For a brand-new opening or a push into a new market, the common rule of thumb climbs to 8 to 10 percent of projected revenue (est.), well above the 3 to 6 percent steady-state figure, because you are buying awareness from zero and have no repeat base yet. In dollar terms that often means front-loading spend in the first 90 days on Google Ads, Meta, and a strong Google Business Profile to drive immediate covers, while the slower-compounding local SEO asset builds underneath. I treat the launch window as a separate, heavier budget that tapers as owned channels take over.
Can a small restaurant do effective marketing for under $500 a month?
Yes, and many should. Under $500 a month (est.) covers an email tool at roughly $15 to $20, basic SMS, a DIY website builder, and a small boosted-post or Google Ads budget, which is enough to run a clean Google Business Profile, post consistently, and re-market to guests who already chose you once. The limit is not the tooling, it is your time. The cheap-dollar channels, email and SMS to existing guests, return more per dollar than any acquisition channel, so a lean budget pointed at repeat visits beats a bigger one chasing strangers.
Is it cheaper to market a restaurant on social media or Google?

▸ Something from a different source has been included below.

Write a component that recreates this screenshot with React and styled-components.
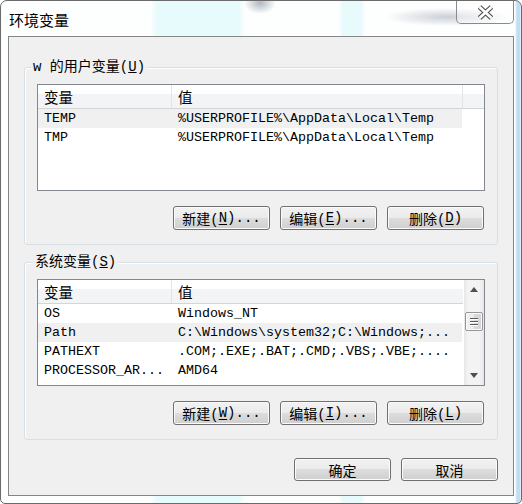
import React from "react";
import styled, { createGlobalStyle } from "styled-components";

const Global = createGlobalStyle`
  html, body {
    margin: 0;
    padding: 0;
    background: #ffffff;
  }
  body {
    font-family: "Noto Sans CJK SC", "Liberation Sans", sans-serif;
  }
`;

const MONO = `"Liberation Mono", "Noto Sans CJK SC", monospace`;

const Window = styled.div`
  width: 522px;
  height: 504px;
  box-sizing: border-box;
  border: 1px solid #6a6a6a;
  border-radius: 7px 7px 5px 5px;
  padding: 0 7px 7px;
  display: flex;
  flex-direction: column;
  overflow: hidden;
  background:
    radial-gradient(ellipse 16px 11px at 259px 2px, rgba(80, 100, 120, 0.45), transparent),
    radial-gradient(ellipse 62px 9px at 446px 16px, rgba(110, 120, 145, 0.35), transparent),
    linear-gradient(90deg, transparent 514px, rgba(150, 200, 240, 0.6) 516px, rgba(150, 200, 240, 0.6) 519px, transparent 520px),
    linear-gradient(90deg, transparent 150px, rgba(205, 246, 250, 0.45) 156px, rgba(205, 246, 250, 0.45) 238px, transparent 244px,
      transparent 338px, rgba(205, 246, 250, 0.45) 342px, rgba(205, 246, 250, 0.45) 360px, transparent 364px),
    #fdfefe;
`;

const TitleBar = styled.div`
  height: 35px;
  flex: 0 0 35px;
  display: flex;
  justify-content: space-between;
  align-items: flex-start;
`;

const Title = styled.div`
  padding: 10px 0 0 1px;
  font-size: 15px;
  line-height: 18px;
  color: #000;
`;

const CloseButton = styled.div`
  width: 58px;
  height: 24px;
  margin-top: -1px;
  box-sizing: border-box;
  border: 1px solid #8a8a8a;
  border-top: none;
  border-radius: 0 0 5px 5px;
  background: rgba(255, 255, 255, 0.35);
  display: flex;
  justify-content: center;
  align-items: center;
  padding-top: 2px;
`;

const Client = styled.div`
  flex: 1 1 auto;
  box-sizing: border-box;
  border: 1px solid #858585;
  background: #f0f0f0;
  padding: 30px 15px 0;
  display: flex;
  flex-direction: column;
`;

const Group = styled.div`
  position: relative;
  border: 1px solid #d5dfe5;
  border-radius: 3px;
  padding: 16px 12px 14px;
  margin-top: ${(p) => p.$gap || 0}px;
  display: flex;
  flex-direction: column;
  box-shadow: inset 1px 1px 0 #ffffff;
`;

const GroupLabel = styled.div`
  position: absolute;
  top: -9px;
  left: ${(p) => p.$left}px;
  padding: 0 2px;
  background: #f0f0f0;
  font-family: ${MONO};
  font-size: 14px;
  line-height: 17px;
  color: #000;
`;

const ListView = styled.div`
  height: 107px;
  box-sizing: border-box;
  border: 1px solid #828790;
  background: #fff;
  display: flex;
  overflow: hidden;
`;

const ListBody = styled.div`
  flex: 1 1 auto;
  display: flex;
  flex-direction: column;
`;

const HeaderRow = styled.div`
  display: flex;
  height: 23px;
  border-bottom: 1px solid #d5d5d5;
  background: linear-gradient(#ffffff 0%, #ffffff 40%, #f3f4f6 41%, #f3f4f6 100%);
`;

const HeaderCell = styled.div`
  width: ${(p) => p.$w}px;
  flex: ${(p) => (p.$w ? "0 0 auto" : "1 1 auto")};
  box-sizing: border-box;
  border-right: ${(p) => (p.$last ? "none" : "1px solid #e3e4e6")};
  padding-left: 6px;
  font-size: 14.5px;
  line-height: 23px;
  color: #000;
`;

const Row = styled.div`
  display: flex;
  height: 19px;
  width: 424px;
  background: ${(p) => (p.$hl ? "#f0f0f0" : "transparent")};
`;

const Cell = styled.div`
  width: ${(p) => p.$w}px;
  box-sizing: border-box;
  padding-left: 6px;
  font-family: ${MONO};
  font-size: 13.33px;
  line-height: 19px;
  color: #000;
  white-space: nowrap;
  overflow: hidden;
`;

const ScrollBar = styled.div`
  flex: 0 0 20px;
  margin-left: 1px;
  display: flex;
  flex-direction: column;
  align-items: center;
  background: linear-gradient(90deg, #e6e6e6, #f3f3f3 20%, #f3f3f3 80%, #e6e6e6);
`;

const Arrow = styled.div`
  height: 19px;
  display: flex;
  justify-content: center;
  align-items: center;
`;

const Thumb = styled.div`
  width: 18px;
  height: 19px;
  margin-top: ${(p) => p.$top}px;
  box-sizing: border-box;
  border: 1px solid #979797;
  border-radius: 2px;
  background: linear-gradient(90deg, #f3f3f3, #e8e8e8 50%, #dadada 51%, #d4d4d4);
  box-shadow: inset 0 0 0 1px #fafafa;
  display: flex;
  flex-direction: column;
  justify-content: center;
  align-items: center;
  gap: 2px;
  span {
    display: block;
    width: 8px;
    height: 1px;
    background: #5a5a5a;
    box-shadow: 0 1px 0 #ffffff;
  }
`;

const Spacer = styled.div`
  flex: 1 1 auto;
`;

const ButtonRow = styled.div`
  display: flex;
  justify-content: flex-end;
  gap: 10px;
  margin-top: ${(p) => p.$top}px;
  padding-right: ${(p) => p.$right || 0}px;
`;

const Button = styled.div`
  width: 97px;
  height: ${(p) => p.$h || 24}px;
  box-sizing: border-box;
  border: 1px solid #707070;
  border-radius: 3px;
  background: linear-gradient(#f2f2f2 0%, #ebebeb 48%, #dddddd 50%, #cfcfcf 100%);
  box-shadow: inset 0 0 0 1px #fbfbfb;
  display: flex;
  justify-content: center;
  align-items: center;
  font-family: ${MONO};
  font-size: 14px;
  color: #000;
  white-space: nowrap;
  u {
    text-decoration: underline;
    text-underline-offset: 2px;
  }
`;

const userVars = [
  ["TEMP", "%USERPROFILE%\\AppData\\Local\\Temp"],
  ["TMP", "%USERPROFILE%\\AppData\\Local\\Temp"],
];

const sysVars = [
  ["OS", "Windows_NT"],
  ["Path", "C:\\Windows\\system32;C:\\Windows;..."],
  ["PATHEXT", ".COM;.EXE;.BAT;.CMD;.VBS;.VBE;...."],
  ["PROCESSOR_AR...", "AMD64"],
];

function Rows({ data, hl }) {
  return data.map(([name, value], i) => (
    <Row key={name} $hl={i === hl}>
      <Cell $w={134}>{name}</Cell>
      <Cell $w={290}>{value}</Cell>
    </Row>
  ));
}

function Header({ scroll }) {
  return (
    <HeaderRow>
      <HeaderCell $w={134}>变量</HeaderCell>
      <HeaderCell $w={291} $last={scroll}>
        值
      </HeaderCell>
      {!scroll && <HeaderCell $last />}
    </HeaderRow>
  );
}

const CloseIcon = () => (
  <svg width="17" height="15" viewBox="0 0 17 15">
    <path d="M2.5 2 L14.5 13 M14.5 2 L2.5 13" stroke="#4b4b4b" strokeWidth="5" />
    <path d="M2.5 2 L14.5 13 M14.5 2 L2.5 13" stroke="#ffffff" strokeWidth="2.8" />
  </svg>
);

const UpArrow = () => (
  <svg width="8" height="5" viewBox="0 0 8 5">
    <polygon points="0,5 4,0 8,5" fill="#505050" />
  </svg>
);

const DownArrow = () => (
  <svg width="8" height="5" viewBox="0 0 8 5">
    <polygon points="0,0 8,0 4,5" fill="#505050" />
  </svg>
);

export default function App() {
  return (
    <>
      <Global />
      <Window>
        <TitleBar>
          <Title>环境变量</Title>
          <CloseButton>
            <CloseIcon />
          </CloseButton>
        </TitleBar>
        <Client>
          <Group>
            <GroupLabel $left={6}>
              w 的用户变量(<u>U</u>)
            </GroupLabel>
            <ListView>
              <ListBody>
                <Header />
                <Rows data={userVars} hl={0} />
              </ListBody>
            </ListView>
            <ButtonRow $top={15} $right={1}>
              <Button>
                新建(<u>N</u>)...
              </Button>
              <Button>
                编辑(<u>E</u>)...
              </Button>
              <Button>
                删除(<u>D</u>)
              </Button>
            </ButtonRow>
          </Group>

          <Group $gap={17}>
            <GroupLabel $left={8}>
              系统变量(<u>S</u>)
            </GroupLabel>
            <ListView>
              <ListBody>
                <Header scroll />
                <Rows data={sysVars} hl={1} />
              </ListBody>
              <ScrollBar>
                <Arrow>
                  <UpArrow />
                </Arrow>
                <Thumb $top={13}>
                  <span />
                  <span />
                  <span />
                </Thumb>
                <Spacer />
                <Arrow>
                  <DownArrow />
                </Arrow>
              </ScrollBar>
            </ListView>
            <ButtonRow $top={15} $right={1}>
              <Button>
                新建(<u>W</u>)...
              </Button>
              <Button>
                编辑(<u>I</u>)...
              </Button>
              <Button>
                删除(<u>L</u>)
              </Button>
            </ButtonRow>
          </Group>

          <ButtonRow $top={18}>
            <Button $h={23}>确定</Button>
            <Button $h={23}>取消</Button>
          </ButtonRow>
        </Client>
      </Window>
    </>
  );
}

They do different jobs, so the cheaper one depends on your goal. Meta clicks for food and beverage run about $0.40 to $1.50 (est.) and are cheapest for building craving and a local following, while Google clicks run around $2.05 (est., 2025-26) and are cheapest for catching people already searching for a place to eat right now. For most restaurants the lowest blended cost comes from running both: Meta to create demand and Google to capture the intent it produces, rather than forcing one channel to do both.